Available records
┄┄┄┄┄┄┄┄┄┄

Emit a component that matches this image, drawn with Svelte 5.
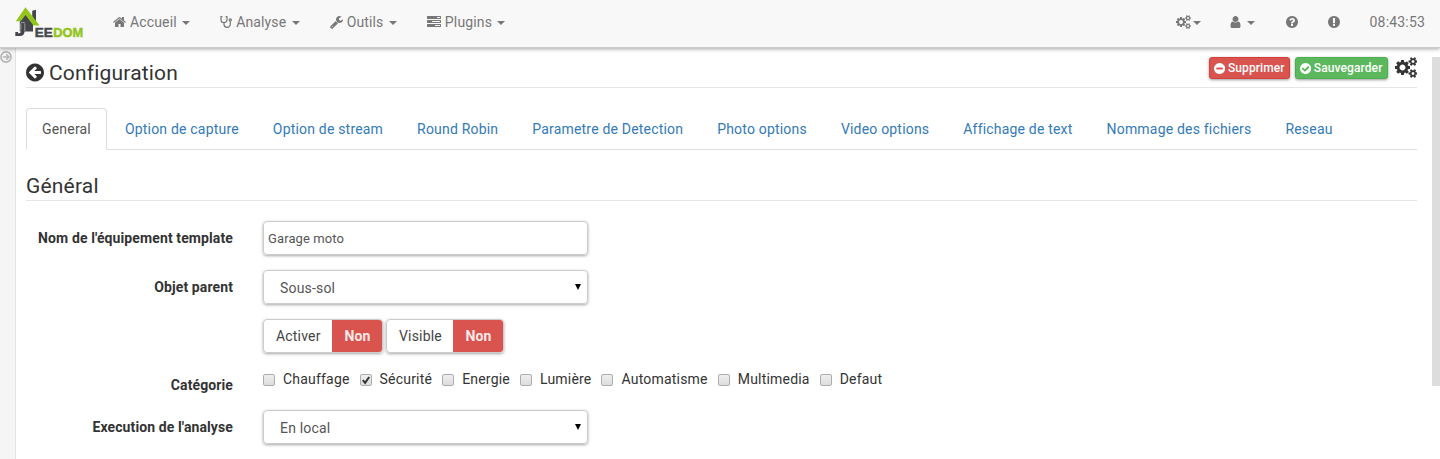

┄┄┄┄┄┄┄┄┄┄

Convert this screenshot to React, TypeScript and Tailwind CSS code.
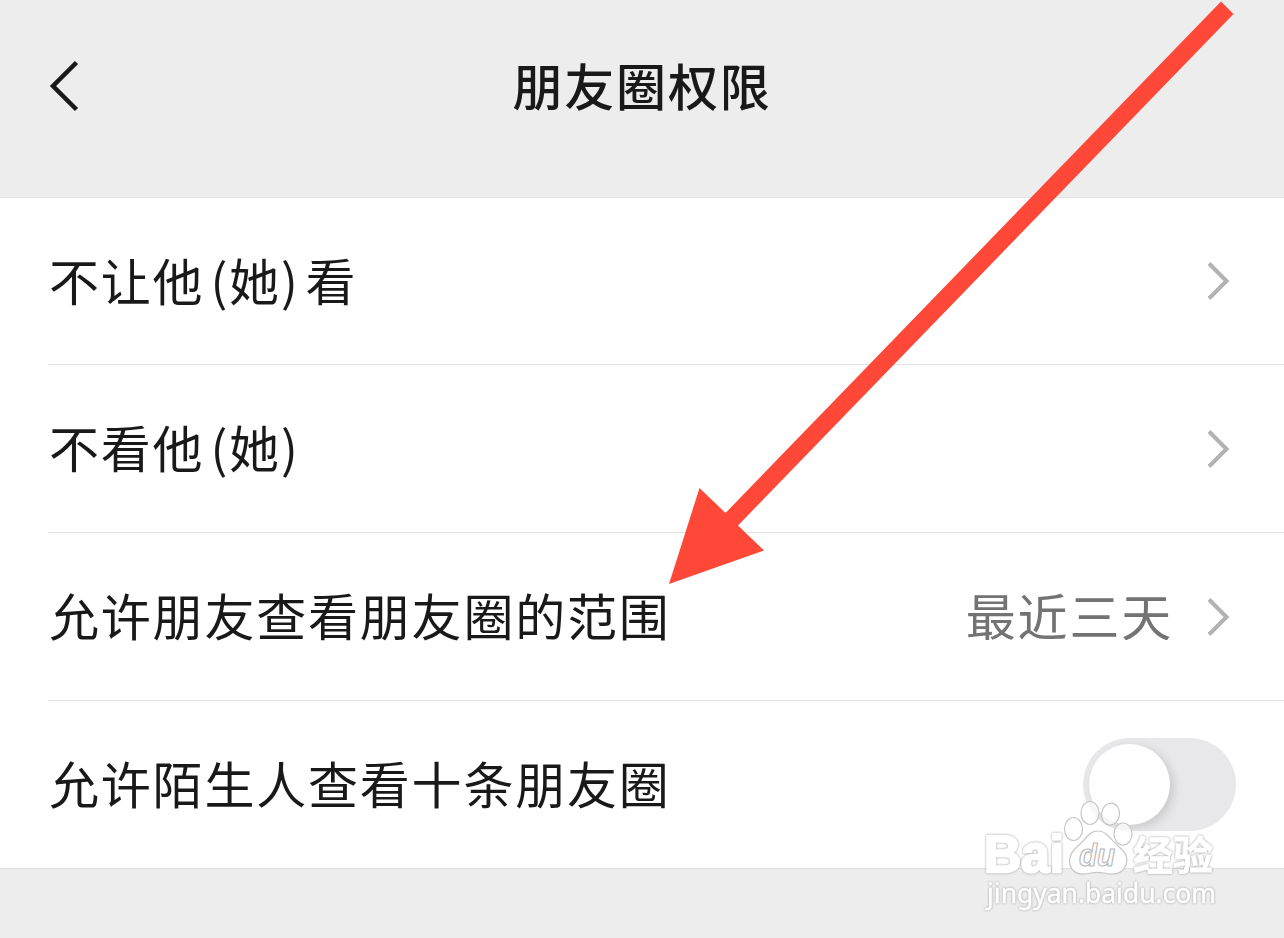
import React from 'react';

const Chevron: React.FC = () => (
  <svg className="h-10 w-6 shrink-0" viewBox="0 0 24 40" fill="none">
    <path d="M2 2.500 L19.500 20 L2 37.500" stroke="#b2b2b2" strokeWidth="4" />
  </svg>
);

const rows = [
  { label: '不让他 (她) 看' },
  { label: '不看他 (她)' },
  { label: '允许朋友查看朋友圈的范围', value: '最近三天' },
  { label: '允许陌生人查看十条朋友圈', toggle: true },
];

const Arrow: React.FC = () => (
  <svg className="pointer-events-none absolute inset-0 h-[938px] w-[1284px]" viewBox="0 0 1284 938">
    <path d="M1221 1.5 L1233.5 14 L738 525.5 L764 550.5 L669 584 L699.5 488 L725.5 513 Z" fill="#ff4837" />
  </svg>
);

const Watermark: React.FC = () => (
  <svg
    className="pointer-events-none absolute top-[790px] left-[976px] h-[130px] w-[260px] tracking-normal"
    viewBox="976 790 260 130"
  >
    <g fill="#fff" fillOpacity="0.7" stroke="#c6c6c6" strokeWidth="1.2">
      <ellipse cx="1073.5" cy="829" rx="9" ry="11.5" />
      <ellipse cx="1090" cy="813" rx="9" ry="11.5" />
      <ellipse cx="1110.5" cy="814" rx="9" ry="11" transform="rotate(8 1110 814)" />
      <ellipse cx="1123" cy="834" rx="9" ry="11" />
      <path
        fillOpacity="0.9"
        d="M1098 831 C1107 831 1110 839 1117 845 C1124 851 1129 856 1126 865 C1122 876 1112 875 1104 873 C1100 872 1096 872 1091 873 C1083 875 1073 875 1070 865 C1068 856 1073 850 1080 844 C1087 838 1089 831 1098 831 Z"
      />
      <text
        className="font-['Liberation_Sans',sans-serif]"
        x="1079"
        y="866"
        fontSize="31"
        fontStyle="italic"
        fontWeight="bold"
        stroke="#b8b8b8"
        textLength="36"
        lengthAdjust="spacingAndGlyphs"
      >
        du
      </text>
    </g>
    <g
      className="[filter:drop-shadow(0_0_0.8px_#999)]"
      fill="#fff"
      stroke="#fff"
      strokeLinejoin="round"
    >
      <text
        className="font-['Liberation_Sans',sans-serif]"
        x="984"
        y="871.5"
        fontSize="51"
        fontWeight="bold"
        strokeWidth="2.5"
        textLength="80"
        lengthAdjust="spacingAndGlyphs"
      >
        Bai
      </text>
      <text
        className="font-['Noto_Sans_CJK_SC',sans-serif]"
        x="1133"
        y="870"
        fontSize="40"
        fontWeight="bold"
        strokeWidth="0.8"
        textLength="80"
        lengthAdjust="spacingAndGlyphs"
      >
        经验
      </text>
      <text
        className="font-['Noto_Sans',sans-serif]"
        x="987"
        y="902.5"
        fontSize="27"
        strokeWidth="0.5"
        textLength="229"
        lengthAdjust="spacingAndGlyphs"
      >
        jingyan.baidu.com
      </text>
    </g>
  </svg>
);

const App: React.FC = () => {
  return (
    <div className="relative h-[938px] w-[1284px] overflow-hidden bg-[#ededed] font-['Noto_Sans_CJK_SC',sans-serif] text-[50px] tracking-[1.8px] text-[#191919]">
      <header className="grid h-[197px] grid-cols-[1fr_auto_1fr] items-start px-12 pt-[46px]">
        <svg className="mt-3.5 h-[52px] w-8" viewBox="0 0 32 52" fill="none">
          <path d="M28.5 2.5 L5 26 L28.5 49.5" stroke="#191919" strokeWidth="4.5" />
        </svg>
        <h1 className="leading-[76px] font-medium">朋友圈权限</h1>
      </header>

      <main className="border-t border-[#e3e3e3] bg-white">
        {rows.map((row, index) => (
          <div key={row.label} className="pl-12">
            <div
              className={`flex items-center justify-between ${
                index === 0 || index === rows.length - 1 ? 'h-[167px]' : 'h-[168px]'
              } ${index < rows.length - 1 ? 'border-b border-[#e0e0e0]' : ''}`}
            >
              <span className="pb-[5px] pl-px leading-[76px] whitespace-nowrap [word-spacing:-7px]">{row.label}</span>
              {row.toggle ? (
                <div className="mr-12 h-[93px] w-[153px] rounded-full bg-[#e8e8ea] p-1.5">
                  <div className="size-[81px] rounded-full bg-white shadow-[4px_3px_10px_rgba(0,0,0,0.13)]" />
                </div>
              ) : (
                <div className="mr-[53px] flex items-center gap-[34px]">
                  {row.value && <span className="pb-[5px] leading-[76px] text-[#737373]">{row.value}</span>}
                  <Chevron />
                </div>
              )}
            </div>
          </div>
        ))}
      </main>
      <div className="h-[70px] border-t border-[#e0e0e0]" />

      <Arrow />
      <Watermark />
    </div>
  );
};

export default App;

┄┄┄┄┄┄┄┄┄┄

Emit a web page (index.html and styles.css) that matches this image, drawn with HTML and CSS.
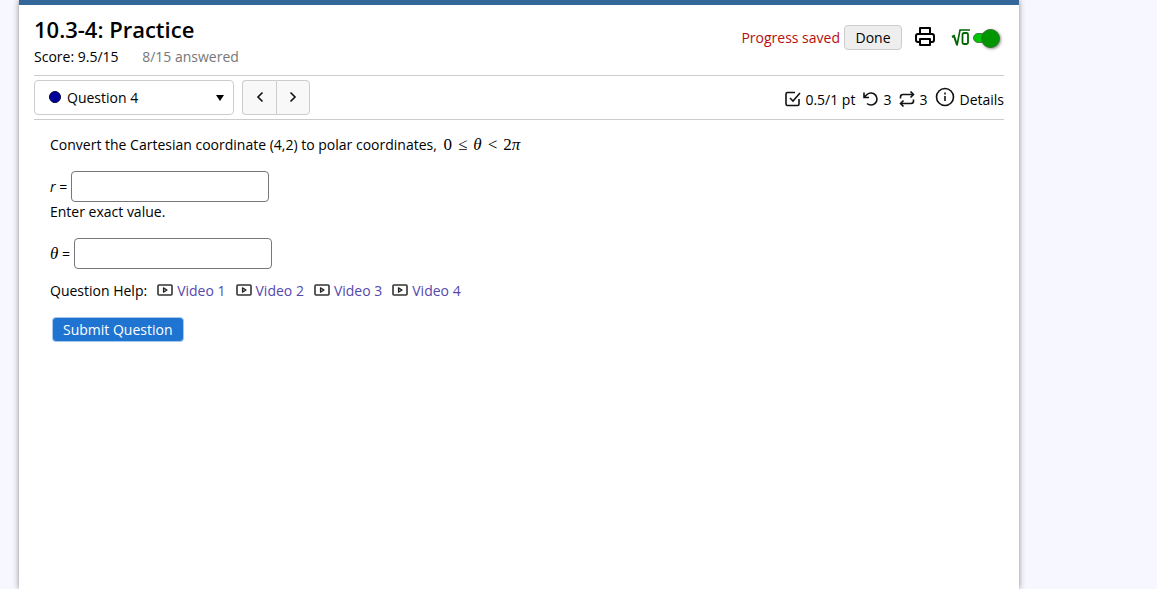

┄┄┄┄┄┄┄┄┄┄

Exercise details
From the entries above, copy exactly the lines starting at the one with "Convert this screenshot" and stopping at the one with "import React from 'react';", keeping both ends. Drop the pictures.

Solution
Convert this screenshot to React, TypeScript and Tailwind CSS code.
import React from 'react';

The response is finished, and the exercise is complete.